Skibbe ready for township’s move to charter township

ALPENA — At its meeting last week, the Alpena Township Board of Trustees voted to become a charter township, and Township Supervisor Nathan Skibbe said this move is something the township should have done decades ago.

“We are finally getting to that point,” Skibbe said. “A lot of the fear and anxiety was the fact that there are certain avenues that the township can take where we could increase millages without voter support.”

Skibbe said the direction the township is taking is transparent and there won’t be any increases until it is put on the ballot. The voters can say what they want to put their money toward.

There are some differences between a charter township and a regular township. Skibbe said it can go straight to the ballot as a charter township and at that point, without any voter approval or disapproval, the township can have a five to 10 millage flexibility.

“The biggest difference is the streamline and internal structure where we can shave down some of the time restraint and restrictions that occur,” Skibbe said. “It really comes down to what the people themselves feel is an important thing to increase for purposes. It’s endless in that regard.”

There isn’t a difference from an everyday approach from a taxpayer or township resident, Skibbe said. A difference people will see if something makes it to the ballot in November is a higher level of efficiency.

“Nobody’s taxes and millage rates will increase without support at the ballot,” Skibbe said. “That adds another level of transparency.”

After passing the first resolution, there is now a 60 day period where a petition could be signed. After the 60 day period, the board has to pass a second resolution where it officially will become a charter township.

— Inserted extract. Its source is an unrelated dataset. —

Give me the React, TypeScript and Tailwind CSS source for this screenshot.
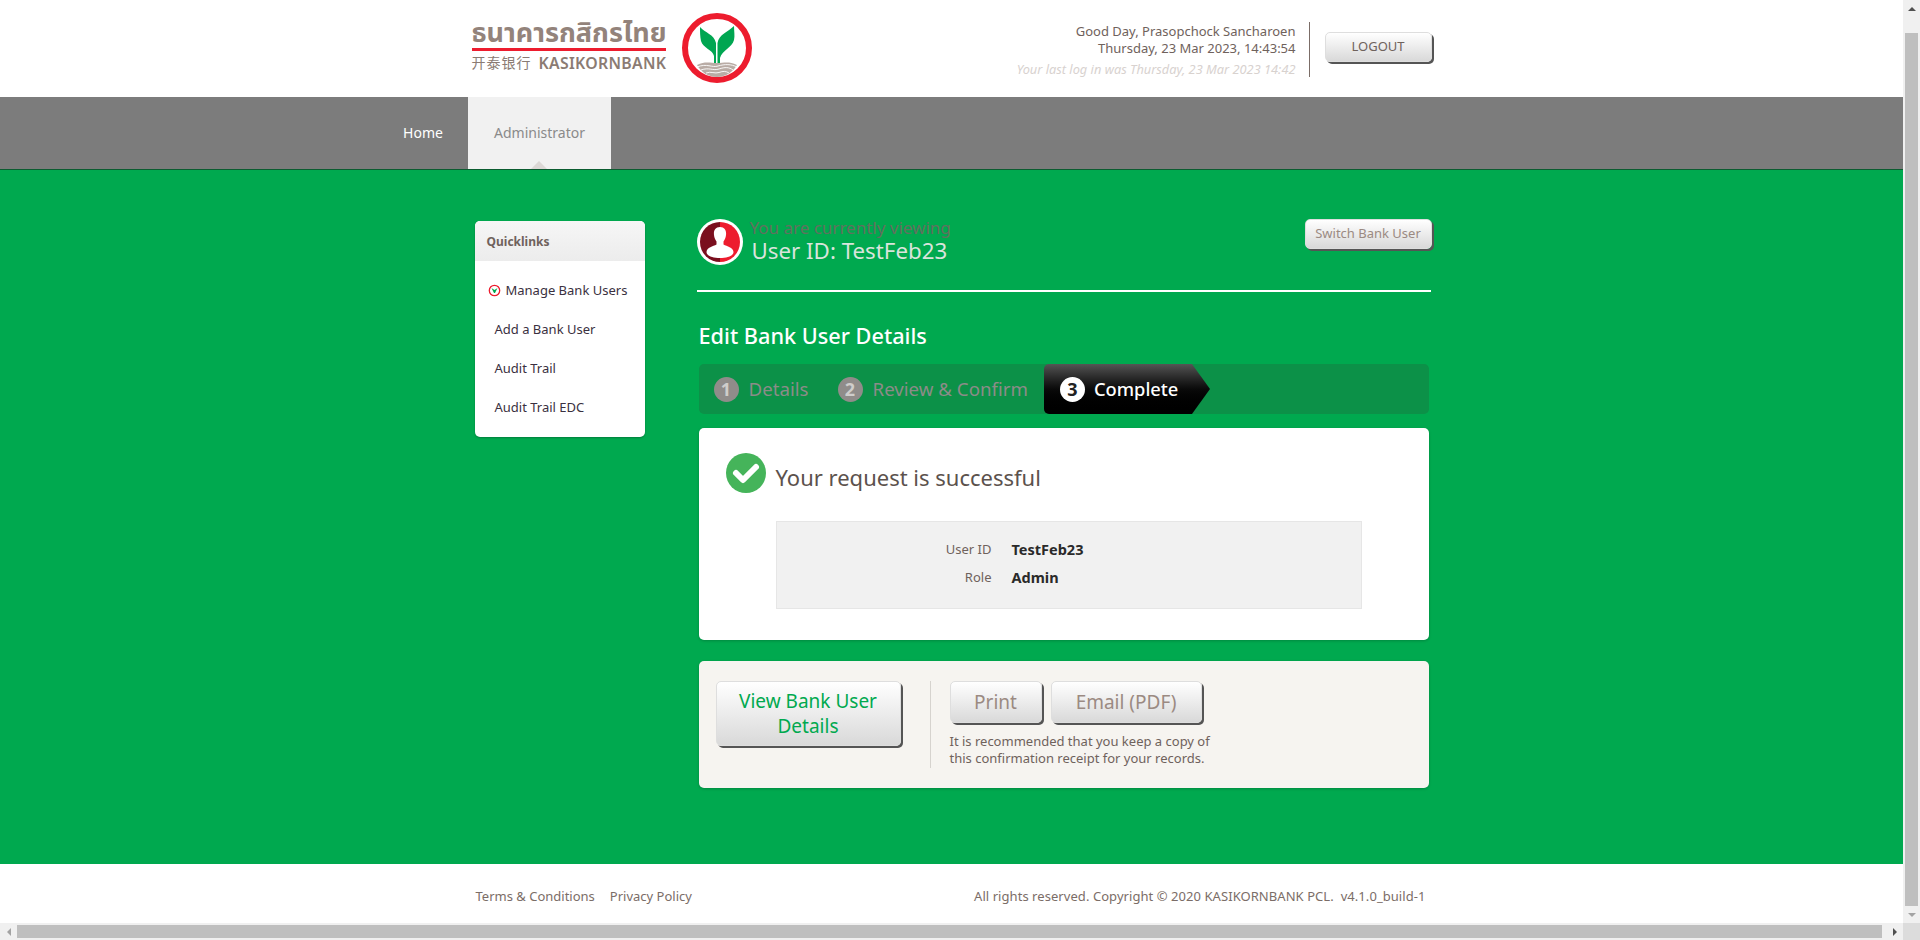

“At that point in time, the board can make determinations of delegations of duties, whether it be looking into a township superintendent, a manager, or appointing those powers in positions to myself,” Skibbe said. “It’s all the board and the public, so it’s not just one individual. In terms of duties of delegations, it will increase that ability for me to operate more efficiently.”

The township has been operating under the same millages since the 1970s, Skibbe said, and costs for services have increased since then. The township is still operating under the same budget so the change to a charter township will allow the township to appease the wants of taxpayers.

“The only way that we can approve our ability to serve the public is with a higher level of funding, whether that’s through millage or writing grants,” he said. “This affords us the ability to supply the services that the public wants.”

The charter committee looked into all the options of becoming a charter township and Skibbe said the most transparent option was that the township gets to strengthen their position as a charter township and eliminates any fears the public may have about the change.

The change to a charter township is going to move the township into a positive direction going forward.

“Not only is it a positive for the township, it will be a positive for all of our residents because their voice will be heard at the polls of what is important to them,” Skibbe said. “It’s the best of both worlds.”